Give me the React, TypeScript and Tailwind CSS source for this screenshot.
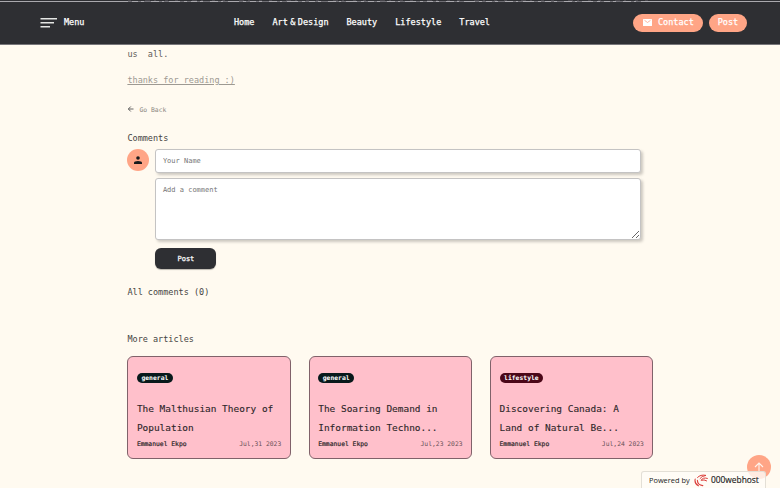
import React from 'react';

const links = [
  { label: 'Home', box: 'ml-[149px]' },
  { label: 'Art & Design', box: 'ml-[18px] [word-spacing:-2.7px]' },
  { label: 'Beauty', box: 'ml-[18px]' },
  { label: 'Lifestyle', box: 'ml-[18px]' },
  { label: 'Travel', box: 'ml-[18px]' },
];

const articles = [
  { tag: 'general', tone: 'bg-[#08191b]', lines: ['The Malthusian Theory of', 'Population'], date: 'Jul,31 2023' },
  { tag: 'general', tone: 'bg-[#08191b]', lines: ['The Soaring Demand in', 'Information Techno...'], date: 'Jul,23 2023' },
  { tag: 'lifestyle', tone: 'bg-[#4b0718]', lines: ['Discovering Canada: A', 'Land of Natural Be...'], date: 'Jul,24 2023' },
];

function Header() {
  return (
    <header className="h-[45px] shrink-0 overflow-hidden border-b border-[#77767a] bg-[#2e2f33] text-white">
      <svg className="block h-[2px] w-full" viewBox="0 0 780 2" fill="none">
        <path d="M0 1.5H780" stroke="#aaa9ae" />
        <path d="M128 1.5H651" stroke="#706f75" strokeDasharray="4 6 3 3 7 8 3 2 5 11 4 3" />
        <path d="M128 .5H651" stroke="#46454b" strokeDasharray="3 14 5 4 2 9 3 7" />
      </svg>
      <nav className="flex h-[41px] items-center pl-[40px] text-[8.5px] font-medium leading-[12px] [-webkit-text-stroke:0.25px_white]">
        <svg className="h-[10px] w-[17px]" viewBox="0 0 17 10" fill="none" stroke="#e4e6e4" strokeWidth="1.4">
          <path d="M.5 .8H17M.5 4.8H14M.5 8.7H10" />
        </svg>
        <span className="-mt-[1px] ml-[7px] w-[21px]">Menu</span>
        {links.map((l) => (
          <a key={l.label} className={`-mt-[1px] whitespace-nowrap ${l.box}`}>{l.label}</a>
        ))}
        <button className="ml-auto flex h-[18px] w-[70px] items-center rounded-full bg-[#ffa586] pl-[10px]">
          <svg className="mr-[6px] h-[7px] w-[9px]" viewBox="0 0 9 7">
            <rect width="9" height="7" rx=".6" fill="white" />
            <path d="M1.5 1.3 4.5 3.5 7.5 1.3" fill="none" stroke="#ffa586" strokeWidth=".8" />
          </svg>
          <span className="-mt-[1px]">Contact</span>
        </button>
        <button className="ml-[6px] mr-[33px] h-[18px] w-[38px] rounded-full bg-[#ffa586] pb-[1px]">Post</button>
      </nav>
    </header>
  );
}

function CommentForm() {
  return (
    <div className="mt-[5px] flex">
      <div className="flex h-[22px] w-[22px] items-center justify-center rounded-full bg-[#ffa586]">
        <svg className="h-[8px] w-[8px]" viewBox="0 0 8 8" fill="#17191b">
          <circle cx="4" cy="2" r="1.8" />
          <path d="M0 8V6.8Q0 5 4 5T8 6.8V8Z" />
        </svg>
      </div>
      <div className="ml-[6px] w-[486px] text-[7px]">
        <input
          placeholder="Your Name"
          className="block h-[24px] w-full rounded-[3px] border border-[#c4c3c3] bg-white px-[6.5px] shadow-[2px_2px_3px_#0003] placeholder:text-[#757575]"
        />
        <textarea
          placeholder="Add a comment"
          className="mt-[5px] block h-[62px] w-full rounded-[3px] border border-[#c4c3c3] bg-white px-[6.5px] py-[6px] leading-[10px] shadow-[2px_2px_3px_#0003] placeholder:text-[#757575]"
        />
        <button className="mt-[8px] block h-[21px] w-[61px] rounded-[6px] bg-[#2e2f33] font-medium text-white shadow-[0_1px_1px_#0004] [-webkit-text-stroke:0.25px_white]">
          Post
        </button>
      </div>
    </div>
  );
}

function Host() {
  return (
    <div className="absolute bottom-0 left-[641px] flex h-[17px] w-[125px] items-center rounded-t-[3px] border border-b-0 border-[#e3dfd6] bg-[#fffdf8]/80 pl-[7px] font-['Open_Sans',sans-serif] text-[7.4px] text-[#222]">
      <span className="w-[41px] whitespace-nowrap">Powered by</span>
      <svg className="ml-[4px] h-[13px] w-[14px]" viewBox="0 0 14 13" fill="none" stroke="#dc3e3a" strokeLinecap="round">
        <path d="M3.5 3.5Q6.5 .2 12 1.4Q7.5 2 6 4.5" strokeWidth="1" />
        <path d="M13.4 4.4Q8.6 3 7.2 6.4Q10 5.2 12.6 6.8" strokeWidth="1" />
        <path d="M1.2 5Q.2 9.4 4.4 11.8M3.4 6.4Q3.6 10.8 8.8 11.6" strokeWidth="1.1" />
      </svg>
      <span className="ml-[3px] text-[8.4px] [-webkit-text-stroke:0.15px_#222]">000webhost</span>
    </div>
  );
}

export default function App() {
  return (
    <div className="relative flex h-[488px] w-[780px] flex-col overflow-hidden bg-[#fffaf0] font-['DejaVu_Sans_Mono',monospace] text-[8.5px] leading-[12px] text-[#454442]">
      <Header />
      <main className="ml-[127.4px] w-[526px] pt-[3px]">
        <p className="whitespace-pre text-[#5e5c59]">us  all.</p>
        <p className="mt-[14px] text-[#9d9992] underline underline-offset-1">thanks for reading :)</p>
        <a className="mt-[18px] flex h-[12px] items-center text-[6.4px] text-[#8b8780]">
          <svg className="mr-[4px] mb-[3px] h-[6px] w-[8px]" viewBox="0 0 8 6" fill="none" stroke="#555" strokeWidth=".9">
            <path d="M6.5 3H1.5M3.8 .5 1.3 3 3.8 5.5" />
          </svg>
          Go Back
        </a>
        <h2 className="mt-[16px]">Comments</h2>
        <CommentForm />
        <h2 className="mt-[17px]">All comments (0)</h2>
        <h2 className="mt-[35px]">More articles</h2>
        <div className="mt-[11px] grid grid-cols-3 gap-[18px]">
          {articles.map((a) => (
            <article key={a.date} className="h-[103px] rounded-[6px] border border-[#80626a] bg-[#ffc0cb] px-[8.5px] pt-[16px] text-[#2d2629]">
              <span className={`flex h-[10px] w-fit items-center rounded-full px-[4.5px] text-[6.4px] font-bold text-white ${a.tone}`}>{a.tag}</span>
              <h3 className="mt-[16px] whitespace-nowrap text-[9.45px] leading-[19px] [-webkit-text-stroke:0.12px_#2d2629]">
                {a.lines[0]}<br />{a.lines[1]}
              </h3>
              <div className="mt-[2px] flex justify-between text-[6.35px] leading-[10px]">
                <span className="[-webkit-text-stroke:0.2px_#2d2629]">Emmanuel Ekpo</span>
                <span className="text-[#685057]">{a.date}</span>
              </div>
            </article>
          ))}
        </div>
      </main>
      <button className="absolute left-[747px] top-[455px] flex h-[24px] w-[24px] items-center justify-center rounded-full bg-[#ffa586]">
        <svg className="h-[10px] w-[10px]" viewBox="0 0 10 10" fill="none" stroke="#fff3ec" strokeWidth="1.1">
          <path d="M5 9.5V1M1 5 5 1 9 5" />
        </svg>
      </button>
      <Host />
    </div>
  );
}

= = = = = = =

## Aim
Reproduce the material above verbatim; omit every picture.

## Task solution
Give me the React, TypeScript and Tailwind CSS source for this screenshot.
import React from 'react';

const links = [
  { label: 'Home', box: 'ml-[149px]' },
  { label: 'Art & Design', box: 'ml-[18px] [word-spacing:-2.7px]' },
  { label: 'Beauty', box: 'ml-[18px]' },
  { label: 'Lifestyle', box: 'ml-[18px]' },
  { label: 'Travel', box: 'ml-[18px]' },
];

const articles = [
  { tag: 'general', tone: 'bg-[#08191b]', lines: ['The Malthusian Theory of', 'Population'], date: 'Jul,31 2023' },
  { tag: 'general', tone: 'bg-[#08191b]', lines: ['The Soaring Demand in', 'Information Techno...'], date: 'Jul,23 2023' },
  { tag: 'lifestyle', tone: 'bg-[#4b0718]', lines: ['Discovering Canada: A', 'Land of Natural Be...'], date: 'Jul,24 2023' },
];

function Header() {
  return (
    <header className="h-[45px] shrink-0 overflow-hidden border-b border-[#77767a] bg-[#2e2f33] text-white">
      <svg className="block h-[2px] w-full" viewBox="0 0 780 2" fill="none">
        <path d="M0 1.5H780" stroke="#aaa9ae" />
        <path d="M128 1.5H651" stroke="#706f75" strokeDasharray="4 6 3 3 7 8 3 2 5 11 4 3" />
        <path d="M128 .5H651" stroke="#46454b" strokeDasharray="3 14 5 4 2 9 3 7" />
      </svg>
      <nav className="flex h-[41px] items-center pl-[40px] text-[8.5px] font-medium leading-[12px] [-webkit-text-stroke:0.25px_white]">
        <svg className="h-[10px] w-[17px]" viewBox="0 0 17 10" fill="none" stroke="#e4e6e4" strokeWidth="1.4">
          <path d="M.5 .8H17M.5 4.8H14M.5 8.7H10" />
        </svg>
        <span className="-mt-[1px] ml-[7px] w-[21px]">Menu</span>
        {links.map((l) => (
          <a key={l.label} className={`-mt-[1px] whitespace-nowrap ${l.box}`}>{l.label}</a>
        ))}
        <button className="ml-auto flex h-[18px] w-[70px] items-center rounded-full bg-[#ffa586] pl-[10px]">
          <svg className="mr-[6px] h-[7px] w-[9px]" viewBox="0 0 9 7">
            <rect width="9" height="7" rx=".6" fill="white" />
            <path d="M1.5 1.3 4.5 3.5 7.5 1.3" fill="none" stroke="#ffa586" strokeWidth=".8" />
          </svg>
          <span className="-mt-[1px]">Contact</span>
        </button>
        <button className="ml-[6px] mr-[33px] h-[18px] w-[38px] rounded-full bg-[#ffa586] pb-[1px]">Post</button>
      </nav>
    </header>
  );
}

function CommentForm() {
  return (
    <div className="mt-[5px] flex">
      <div className="flex h-[22px] w-[22px] items-center justify-center rounded-full bg-[#ffa586]">
        <svg className="h-[8px] w-[8px]" viewBox="0 0 8 8" fill="#17191b">
          <circle cx="4" cy="2" r="1.8" />
          <path d="M0 8V6.8Q0 5 4 5T8 6.8V8Z" />
        </svg>
      </div>
      <div className="ml-[6px] w-[486px] text-[7px]">
        <input
          placeholder="Your Name"
          className="block h-[24px] w-full rounded-[3px] border border-[#c4c3c3] bg-white px-[6.5px] shadow-[2px_2px_3px_#0003] placeholder:text-[#757575]"
        />
        <textarea
          placeholder="Add a comment"
          className="mt-[5px] block h-[62px] w-full rounded-[3px] border border-[#c4c3c3] bg-white px-[6.5px] py-[6px] leading-[10px] shadow-[2px_2px_3px_#0003] placeholder:text-[#757575]"
        />
        <button className="mt-[8px] block h-[21px] w-[61px] rounded-[6px] bg-[#2e2f33] font-medium text-white shadow-[0_1px_1px_#0004] [-webkit-text-stroke:0.25px_white]">
          Post
        </button>
      </div>
    </div>
  );
}

function Host() {
  return (
    <div className="absolute bottom-0 left-[641px] flex h-[17px] w-[125px] items-center rounded-t-[3px] border border-b-0 border-[#e3dfd6] bg-[#fffdf8]/80 pl-[7px] font-['Open_Sans',sans-serif] text-[7.4px] text-[#222]">
      <span className="w-[41px] whitespace-nowrap">Powered by</span>
      <svg className="ml-[4px] h-[13px] w-[14px]" viewBox="0 0 14 13" fill="none" stroke="#dc3e3a" strokeLinecap="round">
        <path d="M3.5 3.5Q6.5 .2 12 1.4Q7.5 2 6 4.5" strokeWidth="1" />
        <path d="M13.4 4.4Q8.6 3 7.2 6.4Q10 5.2 12.6 6.8" strokeWidth="1" />
        <path d="M1.2 5Q.2 9.4 4.4 11.8M3.4 6.4Q3.6 10.8 8.8 11.6" strokeWidth="1.1" />
      </svg>
      <span className="ml-[3px] text-[8.4px] [-webkit-text-stroke:0.15px_#222]">000webhost</span>
    </div>
  );
}

export default function App() {
  return (
    <div className="relative flex h-[488px] w-[780px] flex-col overflow-hidden bg-[#fffaf0] font-['DejaVu_Sans_Mono',monospace] text-[8.5px] leading-[12px] text-[#454442]">
      <Header />
      <main className="ml-[127.4px] w-[526px] pt-[3px]">
        <p className="whitespace-pre text-[#5e5c59]">us  all.</p>
        <p className="mt-[14px] text-[#9d9992] underline underline-offset-1">thanks for reading :)</p>
        <a className="mt-[18px] flex h-[12px] items-center text-[6.4px] text-[#8b8780]">
          <svg className="mr-[4px] mb-[3px] h-[6px] w-[8px]" viewBox="0 0 8 6" fill="none" stroke="#555" strokeWidth=".9">
            <path d="M6.5 3H1.5M3.8 .5 1.3 3 3.8 5.5" />
          </svg>
          Go Back
        </a>
        <h2 className="mt-[16px]">Comments</h2>
        <CommentForm />
        <h2 className="mt-[17px]">All comments (0)</h2>
        <h2 className="mt-[35px]">More articles</h2>
        <div className="mt-[11px] grid grid-cols-3 gap-[18px]">
          {articles.map((a) => (
            <article key={a.date} className="h-[103px] rounded-[6px] border border-[#80626a] bg-[#ffc0cb] px-[8.5px] pt-[16px] text-[#2d2629]">
              <span className={`flex h-[10px] w-fit items-center rounded-full px-[4.5px] text-[6.4px] font-bold text-white ${a.tone}`}>{a.tag}</span>
              <h3 className="mt-[16px] whitespace-nowrap text-[9.45px] leading-[19px] [-webkit-text-stroke:0.12px_#2d2629]">
                {a.lines[0]}<br />{a.lines[1]}
              </h3>
              <div className="mt-[2px] flex justify-between text-[6.35px] leading-[10px]">
                <span className="[-webkit-text-stroke:0.2px_#2d2629]">Emmanuel Ekpo</span>
                <span className="text-[#685057]">{a.date}</span>
              </div>
            </article>
          ))}
        </div>
      </main>
      <button className="absolute left-[747px] top-[455px] flex h-[24px] w-[24px] items-center justify-center rounded-full bg-[#ffa586]">
        <svg className="h-[10px] w-[10px]" viewBox="0 0 10 10" fill="none" stroke="#fff3ec" strokeWidth="1.1">
          <path d="M5 9.5V1M1 5 5 1 9 5" />
        </svg>
      </button>
      <Host />
    </div>
  );
}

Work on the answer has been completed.